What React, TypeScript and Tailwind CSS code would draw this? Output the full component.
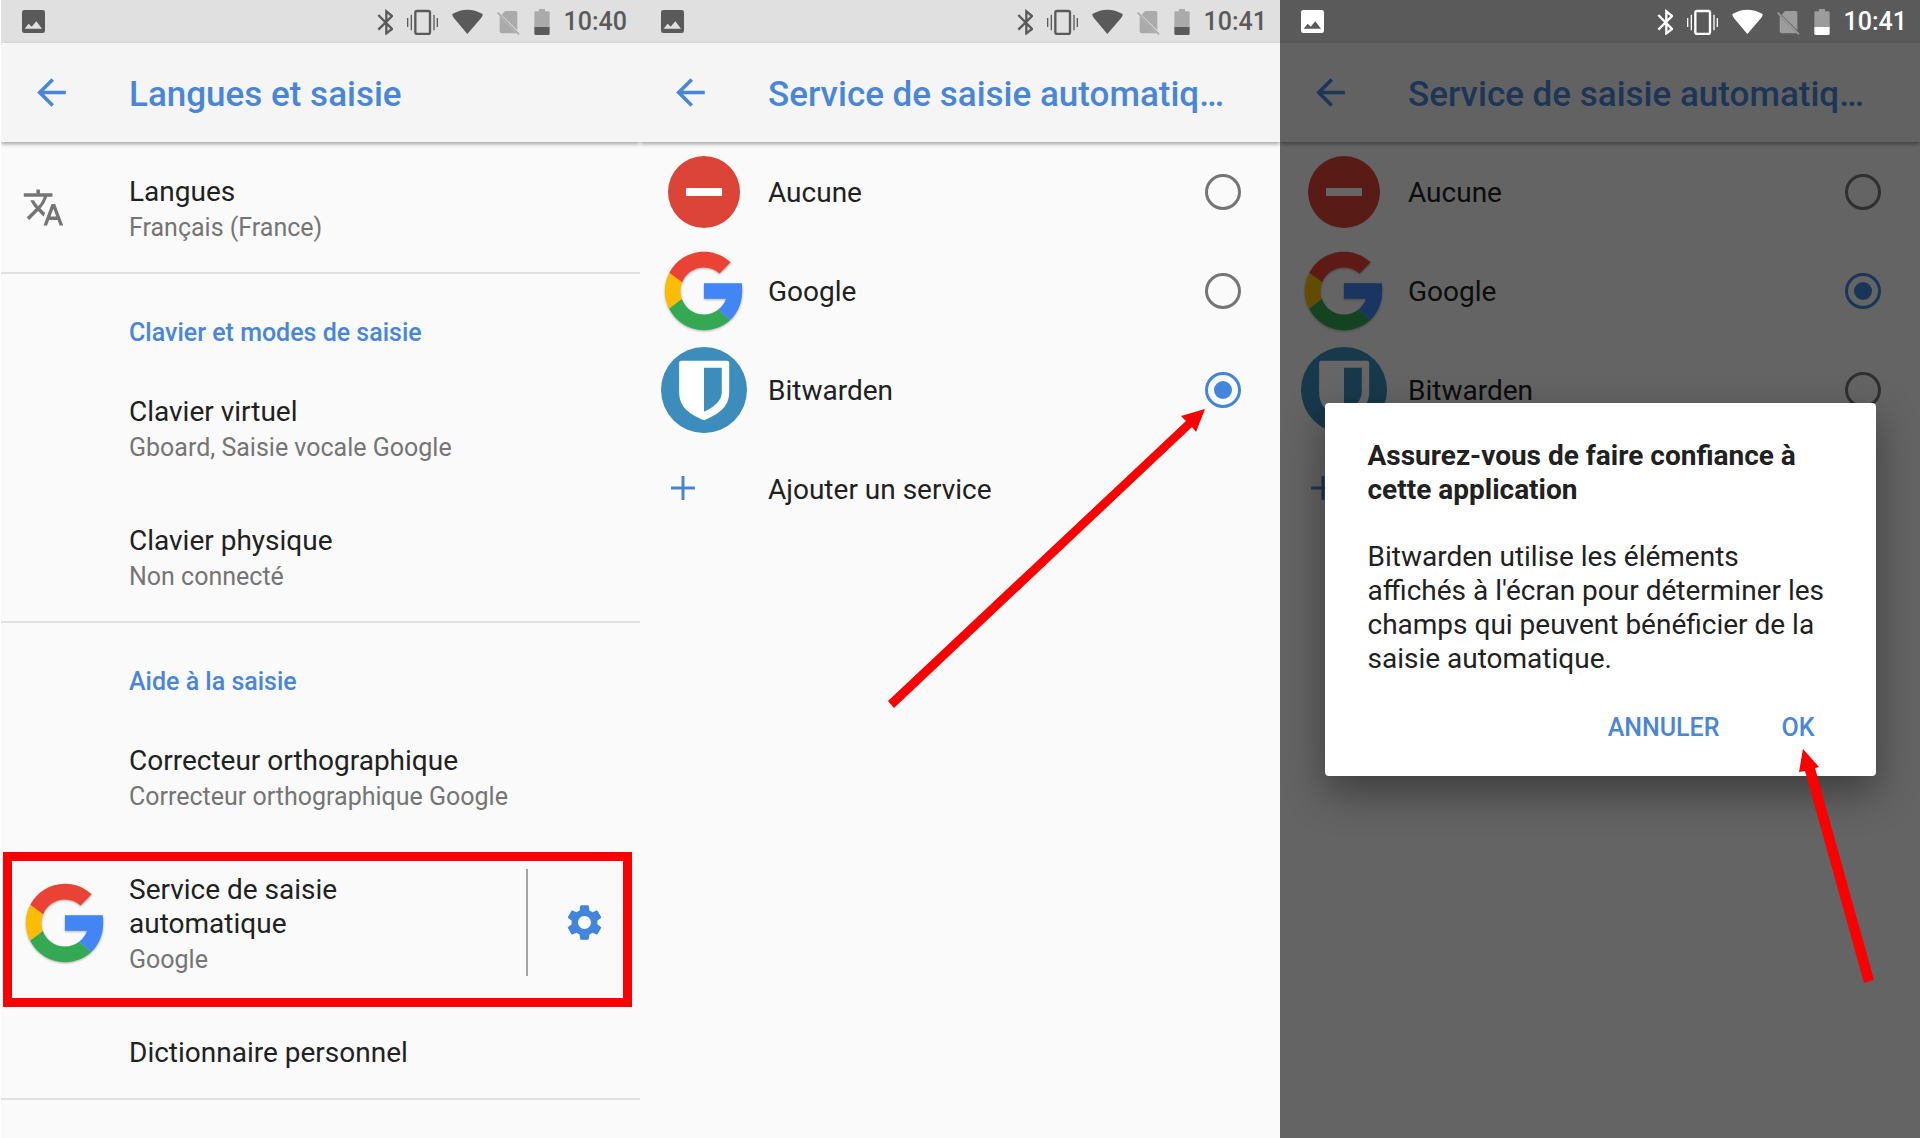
import type { ReactNode } from "react"
import { MdArrowBack, MdSettings, MdTranslate } from "react-icons/md"

type statusBarProps = {
    time: string
    dark?: boolean
}

function StatusBar ({ time, dark = false } : statusBarProps) {

    return (
        <div className={`flex h-[43px] items-center pl-[21px] pr-[13px] ${dark ? "bg-[#5a5a5a] text-white" : "bg-[#e0e0e0] text-[#5a5a5a]"}`}>
            <svg className="h-[23px] w-[23px]" viewBox="0 0 69 69" fill="currentColor" aria-label="Capture d'écran">
                <path fillRule="evenodd" d="M7 0H62Q69 0 69 7V62Q69 69 62 69H7Q0 69 0 62V7Q0 0 7 0ZM8 56H60L43 34L29 50L20 41Z" />
            </svg>
            <div className="ml-auto flex items-center gap-[14px]">
                <svg className="h-[26px] w-4" viewBox="0 0 48 78" fill="none" stroke="currentColor" strokeWidth="7" aria-label="Bluetooth">
                    <path d="M4 18L45 60L28 73V7L45 21L4 62" />
                </svg>
                <svg className="h-[26px] w-[31px]" viewBox="0 0 93 78" fill="none" stroke="currentColor" aria-label="Vibreur">
                    <rect x="25" y="6" width="44" height="69" rx="5" strokeWidth="7" />
                    <path d="M2 27V54M13 17V64M81 17V64M91 27V54" strokeWidth="4" />
                </svg>
                <svg className="h-[26px] w-[31px]" viewBox="0 0 93 78" fill="currentColor" aria-label="Wi-Fi">
                    <path d="M1 15Q46 -11 92 15Q92 22 88 26L46 75L5 26Q1 22 1 15Z" />
                </svg>
                <svg className="h-[26px] w-[23px]" viewBox="0 0 69 78" fill="currentColor" opacity="0.4" aria-label="Pas de carte SIM">
                    <path d="M24 6H56Q61 6 61 11V64L14 17ZM8 22L59 73H14Q8 73 8 67Z" />
                    <path d="M2 11L66 76" fill="none" stroke="currentColor" strokeWidth="5" />
                </svg>
                <svg className="h-[26px] w-4" viewBox="0 0 48 78" fill="currentColor" aria-label="Batterie">
                    <path d="M15 0H33V7H43Q47 7 47 11V54H1V11Q1 7 5 7H15Z" opacity="0.4" />
                    <path d="M1 54H47V74Q47 78 43 78H5Q1 78 1 74Z" />
                </svg>
                <span className="pt-px text-[25px] leading-8 font-medium">{time}</span>
            </div>
        </div>
    )
}

function TitleBar ({ title } : { title: string }) {

    return (
        <header className="flex h-[99px] items-center bg-[#f5f5f5] text-[#4a86d8] shadow-[0_2px_4px_rgba(0,0,0,0.35)]">
            <div className="w-32 shrink-0 pl-[29px]">
                <button type="button" aria-label="Retour" className="block">
                    <MdArrowBack size={43} />
                </button>
            </div>
            <h1 className="pt-[5px] text-[35px] leading-[44px] font-medium whitespace-nowrap">{title}</h1>
        </header>
    )
}

type settingProps = {
    title: string
    summary?: string
    icon?: ReactNode
    action?: ReactNode
    highlighted?: boolean
}

function Setting ({ title, summary, icon, action, highlighted } : settingProps) {

    return (
        <li className="relative flex">
            <div className="flex w-32 shrink-0 items-center">{icon}</div>
            <div className="flex-1 pt-8 pb-7">
                <h3 className="max-w-[360px] text-[28px] leading-[34px] text-[#212121]">{title}</h3>
                {summary && <p className="mt-[3px] text-[25px] leading-8 text-[#757575]">{summary}</p>}
            </div>
            {action}
            {highlighted && <div className="absolute top-[11px] right-2 -bottom-[3px] left-0.5 border-[9px] border-[#fb0000]" />}
        </li>
    )
}

type sectionProps = {
    title: string
    children: ReactNode
}

function Section ({ title, children } : sectionProps) {

    return (
        <section className="border-t-2 border-[#e0e0e0]">
            <h2 className="pt-[43px] pb-[14px] pl-32 text-[25px] leading-8 font-medium text-[#4a86d8]">{title}</h2>
            <ul>{children}</ul>
        </section>
    )
}

function NoneIcon () {
    return (
        <svg className="h-[72px] w-[72px]" viewBox="0 0 72 72" aria-hidden="true">
            <circle cx="36" cy="36" r="36" fill="#db4437" />
            <path d="M18 36H54" stroke="#fff" strokeWidth="8" />
        </svg>
    )
}

function GoogleIcon () {
    return (
        <svg className="h-[94px] w-[94px] drop-shadow-[0_1px_1px_rgba(0,0,0,0.3)]" viewBox="0 0 48 48" aria-hidden="true">
            <path fill="#fbbc05" d="M12.9 19.5L6.3 14.7C4.8 17.5 4 20.6 4 24C4 27.3 4.8 30.4 6.2 33.1L12.7 28.05C12.25 26.8 12 25.4 12 24C12 22.4 12.3 20.9 12.9 19.5Z" />
            <path fill="#ea4335" d="M6.306 14.691l6.571 4.819C14.655 15.108 18.961 12 24 12c3.059 0 5.842 1.154 7.961 3.039l5.657-5.657C34.046 6.053 29.268 4 24 4C16.318 4 9.656 8.337 6.306 14.691z" />
            <path fill="#34a853" d="M24 44c5.166 0 9.86-1.977 13.409-5.192l-6.19-5.238C29.211 35.091 26.715 36 24 36c-5.202 0-9.619-3.317-11.283-7.946l-6.522 5.025C9.505 39.556 16.227 44 24 44z" />
            <path fill="#4285f4" d="M43.3 20H24v8h11.303c-0.792 2.237-2.231 4.166-4.087 5.571l6.19 5.238C41 35.5 43.5 30.5 43.5 24C43.5 22.659 43.5 21.35 43.3 20z" />
        </svg>
    )
}

function BitwardenIcon () {
    return (
        <svg className="h-[86px] w-[86px]" viewBox="0 0 256 256" aria-hidden="true">
            <circle cx="128" cy="128" r="128" fill="#3c8dbc" />
            <path fill="#fff" fillRule="evenodd" d="M60 41H197Q203 41 203 47V134C203 180 170 201 128 218C86 201 54 180 54 134V47Q54 41 60 41ZM128 62V193C158 178 181 162 181 134V62Z" />
        </svg>
    )
}

const services = [
    { name: "Aucune", icon: <NoneIcon /> },
    { name: "Google", icon: <GoogleIcon /> },
    { name: "Bitwarden", icon: <BitwardenIcon /> },
]

function ServiceList ({ group, selected } : { group: string, selected: string }) {

    return (
        <div className="text-[28px] leading-[34px] text-[#212121]">
            {services.map((service) => (
                <label className="flex h-[99px] items-center pr-[39px]" key={service.name}>
                    <span className="flex w-32 shrink-0 justify-center">{service.icon}</span>
                    <span className="flex-1 pt-[3px]">{service.name}</span>
                    <input
                        type="radio"
                        name={group}
                        defaultChecked={service.name === selected}
                        className="h-9 w-9 appearance-none rounded-full border-[3px] border-[#757575] bg-clip-content p-[6px] checked:border-[#4485dc] checked:bg-[#4485dc]"
                    />
                </label>
            ))}
            <button type="button" className="flex h-[98px] w-full items-center text-left">
                <span className="w-32 shrink-0 pl-[31px]">
                    <svg className="h-6 w-6" viewBox="0 0 24 24" stroke="#4a86d8" strokeWidth="3" strokeLinecap="round" aria-hidden="true">
                        <path d="M12 1V23M1 12H23" />
                    </svg>
                </span>
                <span className="pt-[3px]">Ajouter un service</span>
            </button>
        </div>
    )
}

function TrustDialog () {

    return (
        <div role="dialog" aria-labelledby="trust-title" className="w-[551px] rounded bg-white px-[43px] pt-9 pb-8 text-[28px] leading-[34px] text-[#212121] shadow-[0_16px_40px_rgba(0,0,0,0.4)]">
            <h2 id="trust-title" className="font-bold">Assurez-vous de faire confiance à cette application</h2>
            <p className="mt-[33px]">
                Bitwarden utilise les éléments affichés à l'écran pour déterminer les champs qui peuvent bénéficier de la saisie automatique.
            </p>
            <div className="mt-9 flex justify-end gap-[62px] pr-[18px] text-[25px] leading-8 font-medium text-[#4a86d8]">
                <button type="button">ANNULER</button>
                <button type="button">OK</button>
            </div>
        </div>
    )
}

export default function App () {

    return (
        <main className="grid min-h-screen grid-cols-3 bg-[#fafafa] font-['Roboto',sans-serif]">
            <div className="overflow-hidden border-l border-white">
                <StatusBar time="10:40" />
                <TitleBar title="Langues et saisie" />
                <ul className="pt-px">
                    <Setting title="Langues" summary="Français (France)" icon={<MdTranslate size={43} className="ml-[21px] text-[#757575]" />} />
                </ul>
                <Section title="Clavier et modes de saisie">
                    <Setting title="Clavier virtuel" summary="Gboard, Saisie vocale Google" />
                    <Setting title="Clavier physique" summary="Non connecté" />
                </Section>
                <Section title="Aide à la saisie">
                    <Setting title="Correcteur orthographique" summary="Correcteur orthographique Google" />
                    <Setting
                        title="Service de saisie automatique"
                        summary="Google"
                        icon={<div className="ml-[17px]"><GoogleIcon /></div>}
                        action={
                            <div className="my-7 flex w-[114px] items-center justify-center border-l-2 border-[#a3a3a3]">
                                <button type="button" aria-label="Paramètres du service" className="text-[#4485dc]">
                                    <MdSettings size={43} />
                                </button>
                            </div>
                        }
                        highlighted
                    />
                    <Setting title="Dictionnaire personnel" />
                </Section>
                <hr className="border-t-2 border-[#e0e0e0]" />
            </div>

            <div className="relative overflow-hidden">
                <StatusBar time="10:41" />
                <TitleBar title="Service de saisie automatiq…" />
                <ServiceList group="service" selected="Bitwarden" />
                <svg className="pointer-events-none absolute top-[409px] right-[75px] h-[299px] w-[318px]" viewBox="887 409 318 299" fill="#fb0000" aria-hidden="true">
                    <path d="M1205 409L1181 416L1186 421L888 701L894 708L1192 427L1196 432Z" />
                </svg>
            </div>

            <div className="relative flex flex-col overflow-hidden">
                <StatusBar time="10:41" dark />
                <div className="relative flex-1">
                    <TitleBar title="Service de saisie automatiq…" />
                    <ServiceList group="service-dialog" selected="Google" />
                    <div className="absolute inset-0 flex items-center justify-center bg-black/60 pb-0.5">
                        <TrustDialog />
                    </div>
                </div>
                <svg className="pointer-events-none absolute top-[749px] right-[46px] h-[234px] w-[75px]" viewBox="1799 749 75 234" fill="#fb0000" aria-hidden="true">
                    <path d="M1803 749L1799 772L1805 771L1864 983L1874 980L1815 768L1819 767Z" />
                </svg>
            </div>
        </main>
    )
}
******************************
Exercise description:
Up to and including the line containing "dark = false", repeat every line from the start of the data, but none of the pictures.

Correct output:
What React, TypeScript and Tailwind CSS code would draw this? Output the full component.
import type { ReactNode } from "react"
import { MdArrowBack, MdSettings, MdTranslate } from "react-icons/md"

type statusBarProps = {
    time: string
    dark?: boolean
}

function StatusBar ({ time, dark = false } : statusBarProps) {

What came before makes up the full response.